No one would help me or even question it, and when they discharged me 3 days later and I had to leave in a wheelchair because I couldn’t walk, and I couldn’t put my shoes on because I couldn’t bend over for the pain, they didn’t even say anything.

At home, I tried to care for the baby but couldn’t because the pain was so all consuming, so I took to the bath, the only place I found any relief. Hot baths helped a little, so I’d lie in the bath and when the water got cold I’d top it up again. If I got out of the bath the pain would become unbearable again so I stayed in the bath for hours.

Once I tried to go to the kitchen to make my baby a bottle, since I was in too much pain to breast feed, and I couldn’t walk the few steps down the hall, and collapsed in tears. My poor husband had to care for both of us.

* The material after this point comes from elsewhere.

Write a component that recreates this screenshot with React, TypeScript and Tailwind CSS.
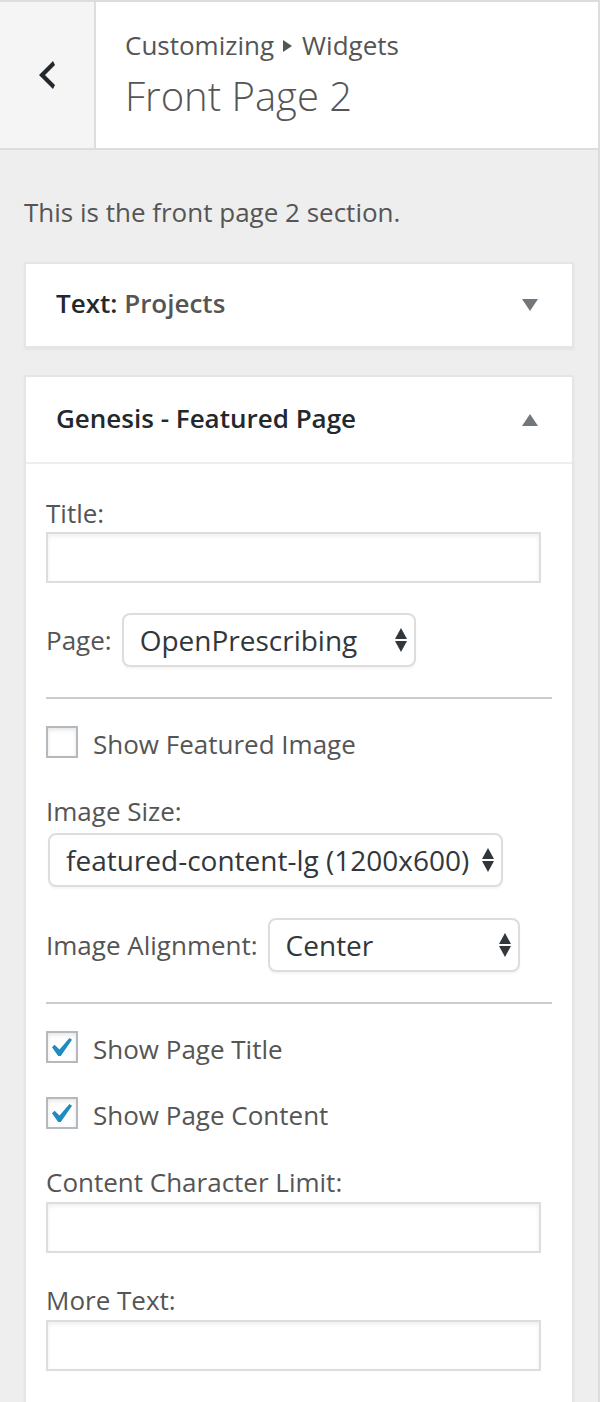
import React from "react";

function SelectArrows() {
  return (
    <svg width="12" height="24" viewBox="0 0 12 24" className="shrink-0">
      <polygon points="0,11 6,0 12,11" fill="#32373c" />
      <polygon points="0,13 12,13 6,24" fill="#32373c" />
    </svg>
  );
}

function FakeSelect({ value, width }: { value: string; width: string }) {
  return (
    <div
      className={`${width} h-[54px] flex items-center justify-between pl-[16px] pr-[7px] bg-white border-2 border-[#ddd] rounded-[8px] shadow-[0_2px_2px_rgba(0,0,0,0.04)] shrink-0`}
    >
      <span className="text-[28px] leading-[36px] text-[#32373c] whitespace-nowrap">{value}</span>
      <SelectArrows />
    </div>
  );
}

function TextInput() {
  return (
    <div className="w-[495px] h-[51px] bg-white border-2 border-[#ddd] shadow-[inset_0_2px_4px_rgba(0,0,0,0.07)]" />
  );
}

function Checkbox({ label, checked }: { label: string; checked?: boolean }) {
  return (
    <div className="flex items-center gap-[15px] h-[32px]">
      <div className="w-[32px] h-[32px] flex items-center justify-center bg-white border-2 border-[#b4b9be] shadow-[inset_0_2px_4px_rgba(0,0,0,0.1)]">
        {checked && (
          <svg width="22" height="20" viewBox="5.28 4.39 11.39 10.32">
            <path d="M14.83 4.89l1.34.94-5.81 8.38H9.02L5.78 9.67l1.34-1.25 2.57 2.4z" fill="#1e8cbe" />
          </svg>
        )}
      </div>
      <span className="text-[26px] leading-[36px] text-[#555] mt-[4px]">{label}</span>
    </div>
  );
}

function Label({ children }: { children: React.ReactNode }) {
  return <div className="text-[26px] leading-[36px] text-[#555]">{children}</div>;
}

function Triangle({ up }: { up?: boolean }) {
  return (
    <svg width="16" height="12" viewBox="0 0 16 12">
      {up ? (
        <polygon points="0,12 8,0 16,12" fill="#72777c" />
      ) : (
        <polygon points="0,0 16,0 8,12" fill="#72777c" />
      )}
    </svg>
  );
}

export default function App() {
  return (
    <div className="w-[600px] min-h-[1402px] overflow-hidden bg-[#eee] border-r-2 border-[#ddd] font-['Open_Sans',sans-serif]">
      {/* Header */}
      <div className="flex h-[150px] border-t-2 border-b-2 border-[#ddd]">
        <div className="w-[96px] shrink-0 bg-[#f5f5f5] border-r-2 border-[#ddd] flex items-center justify-center">
          <svg width="16" height="28" viewBox="6 3 8 14">
            <path d="M14 5l-5 5 5 5-1 2-7-7 7-7z" fill="#23282d" />
          </svg>
        </div>
        <div className="flex-1 bg-white pl-[29px] pt-[25px]">
          <div className="flex items-center text-[26px] leading-[36px] text-[#555]">
            <span>Customizing</span>
            <svg width="9" height="12" viewBox="0 0 9 12" className="ml-[9px] mr-[10px] mt-[1px]">
              <polygon points="0,0 9,6 0,12" fill="#555" />
            </svg>
            <span>Widgets</span>
          </div>
          <div className="mt-[9px] text-[40px] leading-[48px] font-light text-[#555]">Front Page 2</div>
        </div>
      </div>

      {/* Section body */}
      <div className="px-[24px] pt-[44px]">
        <p className="text-[26px] leading-[36px] text-[#555]">This is the front page 2 section.</p>

        {/* Collapsed widget */}
        <div className="mt-[32px] bg-white border-2 border-[#e5e5e5] shadow-[0_2px_2px_rgba(0,0,0,0.04)]">
          <div className="h-[82px] flex items-center justify-between pl-[30px] pr-[34px]">
            <div className="text-[26px] leading-[36px] font-semibold text-[#23282d] -mt-[4px]">
              Text: <span className="text-[#555]">Projects</span>
            </div>
            <Triangle />
          </div>
        </div>

        {/* Expanded widget */}
        <div className="mt-[27px] bg-white border-2 border-[#e5e5e5] shadow-[0_2px_2px_rgba(0,0,0,0.04)]">
          <div className="h-[87px] flex items-center justify-between pl-[30px] pr-[34px] border-b-2 border-[#eee]">
            <div className="text-[26px] leading-[36px] font-semibold text-[#23282d] -mt-[4px]">Genesis - Featured Page</div>
            <Triangle up />
          </div>

          <div className="px-[20px] pt-[31px] pb-[60px]">
            <Label>Title:</Label>
            <div className="mt-[1px]">
              <TextInput />
            </div>

            <div className="mt-[30px] flex items-center gap-[10px]">
              <Label>Page:</Label>
              <FakeSelect value="OpenPrescribing" width="w-[294px]" />
            </div>

            <div className="mt-[30px] h-[2px] bg-[#ccc]" />

            <div className="mt-[27px]">
              <Checkbox label="Show Featured Image" />
            </div>

            <div className="mt-[35px]">
              <Label>Image Size:</Label>
            </div>
            <div className="mt-[4px] ml-[2px]">
              <FakeSelect value="featured-content-lg (1200x600)" width="w-[455px]" />
            </div>

            <div className="mt-[31px] flex items-center gap-[10px]">
              <Label>Image Alignment:</Label>
              <FakeSelect value="Center" width="w-[252px]" />
            </div>

            <div className="mt-[30px] h-[2px] bg-[#ccc]" />

            <div className="mt-[27px]">
              <Checkbox label="Show Page Title" checked />
            </div>
            <div className="mt-[34px]">
              <Checkbox label="Show Page Content" checked />
            </div>

            <div className="mt-[35px]">
              <Label>Content Character Limit:</Label>
            </div>
            <div className="mt-[2px]">
              <TextInput />
            </div>

            <div className="mt-[29px]">
              <Label>More Text:</Label>
            </div>
            <div className="mt-[2px]">
              <TextInput />
            </div>
          </div>
        </div>
      </div>
    </div>
  );
}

People said this agonizing pain would go in a few days, but instead it was getting worse. I became feverish and lost all my apetite. Having lost all interest in food, I lay in the bath or on the sofa and just slept.

It was when I started sleeping more than waking that my husband called the midwife. She said my wound was ‘nasty’, was infected and not only that, the infection had spread to my womb. She told him it was lucky he’d called her when he did, or I could have died from sepsis.

The GP visited my home and gave me several powerful antibiotics and the painkiller codeine. Finally someone was taking my pain seriously and giving me something stronger. After a few more days in a drug induced haze, my pain reduced and I was able to participate in caring for my baby.

When she was 10 days old, I was able to walk a few steps with only an ache and after about 3 weeks I was able to have a relatively normal life, however, the pain never went away completely.

I had additional problems with painful sex for 2 years after her birth, caused by the scar tissue. My daughter is now 16 years old and the scar still stings on and off. I can’t sit on hard chairs for very long, can’t touch the actual scar, find it difficult wearing jeans in case they rub, and I have to be careful with intercourse.

One day it started hurting as if it was newly done ( that was after 12 years!) and I missed my favourite TV programmes because I was sitting in a bucket of hot water and herbal remedy all night. As you can imagine, I was not impressed at being lied to by the doctors and the baby magazines.

I have been to the gynaecologist. He doesn’t know what to do about it. I’ve mentioned it to the GP and the midwife. Their suggestion?

LET’S CUT YOU AGAIN, WE DIDN’T DO IT RIGHT THE FIRST TIME.

Not on your life. Needless to say, I walked out in disgust.